なんなら通行人の手にティッシュを押し付けているような気配すらある。あの天真爛漫で天使のような笑顔を振りまいて、彼女が一生懸命にティッシュを配っている。
みんながみんな次から次へとティッシュを受け取っているではないか!
たぶんだけどあれ、普通の人なら1時間かかるところを元カノは10分かからないくらいでさばいていたんじゃないだろうか。
ティッシュ配りをもうすぐ終える元カノから、私もティッシュを受け取りたくて、行ってみた。
「ティッシュくださーい!」
「あ!」
「…えへへ」である。
ティッシュ配りのバイトを光速で終えた彼女に聞いてみた。なぜあんなに楽しそうにティッシュなんか配れるの?
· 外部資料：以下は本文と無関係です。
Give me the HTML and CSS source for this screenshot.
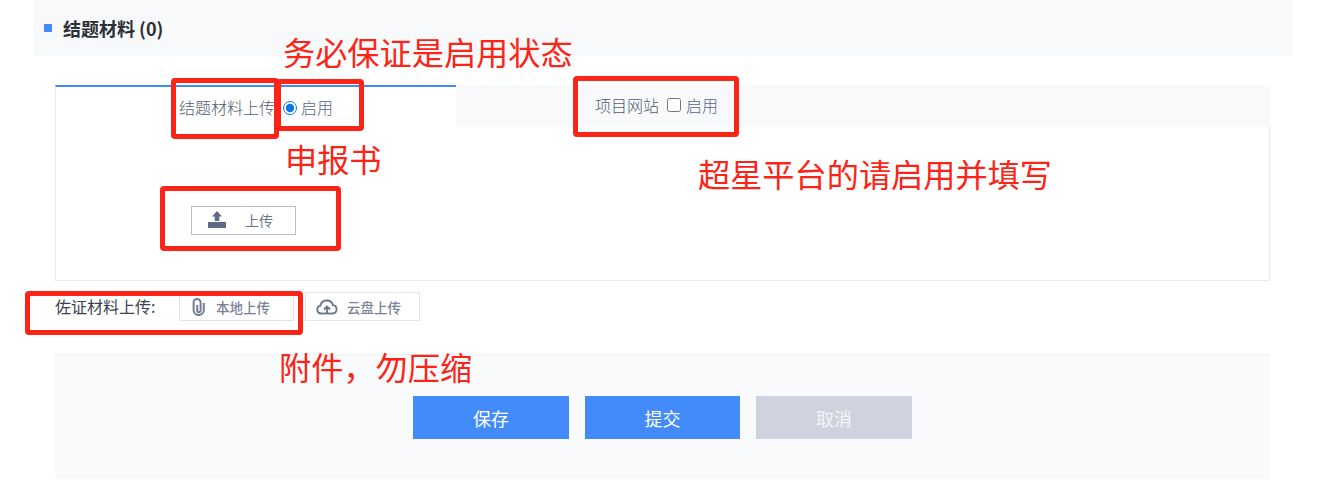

元カノはまたあの天真爛漫な笑顔で答えてくれた。驚きの返答であった。
「だって、それがアタシの仕事だから」
(…ゴクリ)
この娘は絶対にどこに行っても成功すると思った。ツバをゴクリと飲み込むほどの説得力がある。
え、言える!?
「だってそれがアタシの仕事だから」
この話から得られる教訓はすなわち、
仕事に一心不乱に取り組む姿勢である。
疑問を持たず、与えられた使命を全うしようとする鉄の意志である。
周りのことなんて気にしていなかった。
ただただ一生懸命に目の前のことに取り組んでいた。それも楽しそうに。
「ティッシュ配りの生産性」なんて考えもしない。
するとその様子を見ている人たちがいる。
そういう人たちに人は集まる。
元気で一生懸命な人の元に人は集まるのだ。
その彼女とは4年くらい付き合った後、結局別れてしまった。覚えてることは沢山あるけれど、このエピソードは彼女を象徴するものとして強く頭に残っている。
すごかったなぁ、あのティッシュ配り。